The purpose of the experiment "Getting Crossed" is it will provide coaches with a tool to help players evaluate and adjust their skills and thus improve their free throw percentage and inevitably their record of games won. In order to complete the project, 15 males and 15 females shot 20 free throws each and all went through an eye dominance test to see which eye was dominant. Then, the scorebooks were evaluated and each player's free throws were calculated and transformed into percentages. The percentages were all written down on pieces of paper that include tables, dominant eye, dominant hand, and game status. If the basketball player has uncrossed hand/eye dominance, they're more likely to make free throws than crossed hand/eye dominance players.
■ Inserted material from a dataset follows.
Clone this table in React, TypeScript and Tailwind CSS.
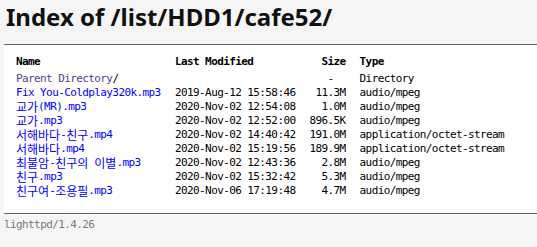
import React from 'react';

type Entry = {
  name: string;
  modified: string;
  size: string;
  type: string;
};

const entries: Entry[] = [
  { name: 'Fix You-Coldplay320k.mp3', modified: '2019-Aug-12 15:58:46', size: '11.3M', type: 'audio/mpeg' },
  { name: '교가(MR).mp3', modified: '2020-Nov-02 12:54:08', size: '1.0M', type: 'audio/mpeg' },
  { name: '교가.mp3', modified: '2020-Nov-02 12:52:00', size: '896.5K', type: 'audio/mpeg' },
  { name: '서해바다-친구.mp4', modified: '2020-Nov-02 14:40:42', size: '191.0M', type: 'application/octet-stream' },
  { name: '서해바다.mp4', modified: '2020-Nov-02 15:19:56', size: '189.9M', type: 'application/octet-stream' },
  { name: '최불암-친구의 이별.mp3', modified: '2020-Nov-02 12:43:36', size: '2.8M', type: 'audio/mpeg' },
  { name: '친구.mp3', modified: '2020-Nov-02 15:32:42', size: '5.3M', type: 'audio/mpeg' },
  { name: '친구여-조용필.mp3', modified: '2020-Nov-06 17:19:48', size: '4.7M', type: 'audio/mpeg' },
];

function Mixed({ text }: { text: string }) {
  const parts = text.split(/([\uac00-\ud7a3]+)/);
  return (
    <>
      {parts.map((p, i) =>
        /[\uac00-\ud7a3]/.test(p) ? (
          <span
            key={i}
            className="inline-block h-[14px] align-top text-[12px] leading-[14px] tracking-[0px] font-['Noto_Sans_CJK_KR',sans-serif]"
          >
            {p}
          </span>
        ) : (
          <span key={i}>{p}</span>
        )
      )}
    </>
  );
}

export default function App() {
  const mono = "font-['DejaVu_Sans_Mono','Noto_Sans_CJK_KR',monospace] text-[11px] tracking-[-0.6px]";

  return (
    <div className="min-h-screen bg-[#f5f5f5] pl-[4px] text-black">
      <h2 className="pl-[2px] pt-[1px] mb-[12px] font-['Noto_Sans',sans-serif] text-[24px] font-bold leading-[31px] text-[#111]">
        Index of /list/HDD1/cafe52/
      </h2>

      <div className="border-y border-[#646464] bg-white pt-[10px] pb-[15px]">
        <table className={`ml-[12px] table-fixed border-collapse ${mono}`}>
          <colgroup>
            <col className="w-[159px]" />
            <col className="w-[134px]" />
            <col className="w-[50px]" />
            <col className="w-[160px]" />
          </colgroup>
          <thead>
            <tr className="h-[17px] align-top leading-[14px]">
              <th className="pr-[14px] pb-[3px] text-left font-bold text-black">Name</th>
              <th className="pr-[14px] pb-[3px] text-left font-bold text-black">Last Modified</th>
              <th className="pr-[14px] pb-[3px] text-right font-bold text-black">Size</th>
              <th className="pr-[14px] pb-[3px] text-left font-bold text-black">Type</th>
            </tr>
          </thead>
          <tbody>
            <tr className="h-[14px] leading-[14px] whitespace-nowrap">
              <td className="pr-[14px]">
                <a className="text-[#48468f]">Parent Directory</a>/
              </td>
              <td className="pr-[14px]">&nbsp;</td>
              <td className="pr-[14px] text-right">-&nbsp;&nbsp;</td>
              <td className="pr-[14px]">Directory</td>
            </tr>
            {entries.map((e) => (
              <tr key={e.name} className="h-[14px] leading-[14px] whitespace-nowrap">
                <td className="pr-[14px]">
                  <a className="text-[#0000ff]">
                    <Mixed text={e.name} />
                  </a>
                </td>
                <td className="pr-[14px]">{e.modified}</td>
                <td className="pr-[14px] text-right">{e.size}</td>
                <td className="pr-[14px]">{e.type}</td>
              </tr>
            ))}
          </tbody>
        </table>
      </div>

      <div className={`pt-[4px] leading-[14px] text-[#787878] ${mono}`}>lighttpd/1.4.26</div>
    </div>
  );
}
The results showed that the percentage of the baskets made with crossed hand/eye dominance was 33.01 % and the percentage of baskets made with uncrossed hand/eye dominance was 64.71%. The conclusion is that if a basketball player has an uncrossed hand/eye dominance, then their free throw accuracy will be better than basketball players with crossed hand/eye dominance. It was predicted that the uncrossed basketball players' free throws would be more accurate than crossed basketball players, but the percentages of accuracy were not correct based on the hypothesis.